Imagery in “The Road” by Cormac McCarthy – GRIN

Contents

Chapter 1

Introduction

Research Methodology

Chapter 2

Literature Review

Chapter 3

Descriptive Language

Chapter 4

Figurative Language

Conclusion

Works Cited

Chapter 1

Introduction

This research paper entitled Imagery in The Road by Cormac McCarthy intends to explore McCarthy’s style in the novel .His style is unique as he makes use of different literary techniques to give credibility and depth to his novel. He used a dark style in the novel which he presents with the help of imagery of death and darkness. In literature, imagery is a huge literary device in the hand of a writer. Imagery is used in literature in order to describe, intensify, enhance or provide sensory experiences to the text. It is a technique that appeals to the senses and brings a realistic or naturalistic quality to characters or settings. Two types of languages are used in literature: descriptive and figurative. Descriptive language appeals directly to the senses whereas figurative language uses more sublime descriptions and often invokes other meanings or themes of a work.
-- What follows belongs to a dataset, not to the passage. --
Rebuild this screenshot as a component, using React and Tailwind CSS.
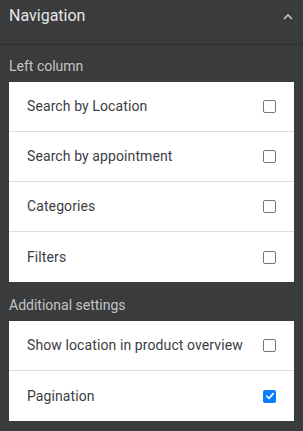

Both types of language are used to create imagery in literature. Descriptive language is direct method of creating imagery in literature. The function of this type of imagery is to create a vivid, realistic description of the natural features of varied scenery appealing to as many of the reader’s senses as possible. This type of imagery incorporates all the senses; visual (sight), auditory (sound), kinesthetic (refers to movement), olfactory (smell), and gustatory (taste). This form of imagery mainly describes the appearance of characters and settings; and gives the sound, smell, taste and feel of the fictional and fancied world. It helps the reader to form a mental image of the object. In addition to its use in description of characters, settings and objects, sometimes imagery is also used to refer to figurative language. Figurative means language being used in a non-literal way: most commonly the writer uses a metaphor and simile to extend the significance of what he is saying. Figurative language is not understood on a literal level. Metaphors and similes are also used in literature to create images. These phrases intend to compare one object to another. A simile uses the terms “like” or “as.” Metaphors are considered to be authoritative and important as they convey tighter word economy, but similes have their uses as well. Besides the writer also use symbolism and personification to make his novel poetic.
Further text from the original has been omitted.